The cost of CO₂ feedstock varies based on where it’s sourced from. CO₂ captured from industrial sources such as steel mills could cost $50/ton, whereas engineered removal of CO₂ from the atmosphere using direct air capture could cost as much as $250-600/ton. But the feedstock CO₂ price has a relatively small influence on overall CO₂ utilization cost. For example, increasing CO₂ feedstock price from $50/tCO₂ to $250/tCO₂ (representing a 400% increase) would only increase the cost of electrochemical ethylene production by 19%.
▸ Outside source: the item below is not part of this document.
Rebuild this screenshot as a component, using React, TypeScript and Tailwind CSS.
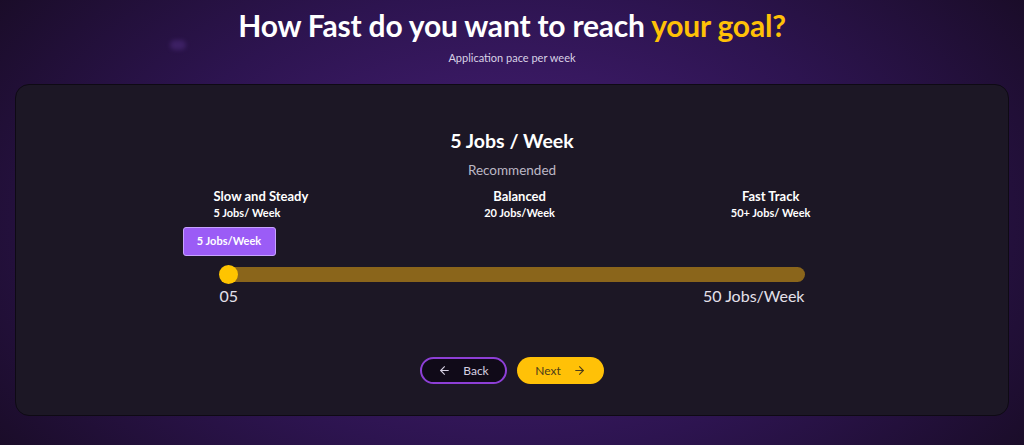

The path forward for CO₂ utilization in the chemicals sector

Suppliers, buyers, policymakers, financiers, and other stakeholders innovating on CO₂ utilization should consider factors related to the co-benefits and human health impact of these projects. Thoughtful policy design can help differentiate between the value of fossil and non-fossil CO₂ in the marketplace and incentivize sourcing of non-fossil CO₂ to maximize the benefits of CO₂ utilization for chemical production. Demand creation through voluntary mechanisms and supply incentives are crucial to activate a market for emissions-differentiated chemicals.

In the short term, the economic viability of CO₂ utilization-derived chemicals faces challenges due to higher production costs and the current economic structures that favor fossil-derived products. Policy support, carbon pricing, and incentives can make this technology competitive. Despite the higher initial costs, the long-term environmental benefits of deploying CO₂ utilization are significant. Reducing greenhouse gas emissions, decreasing dependency on fossil fuels, and contributing to climate change mitigation efforts represent critical trade-offs that may justify the higher costs in the context of global sustainability goals.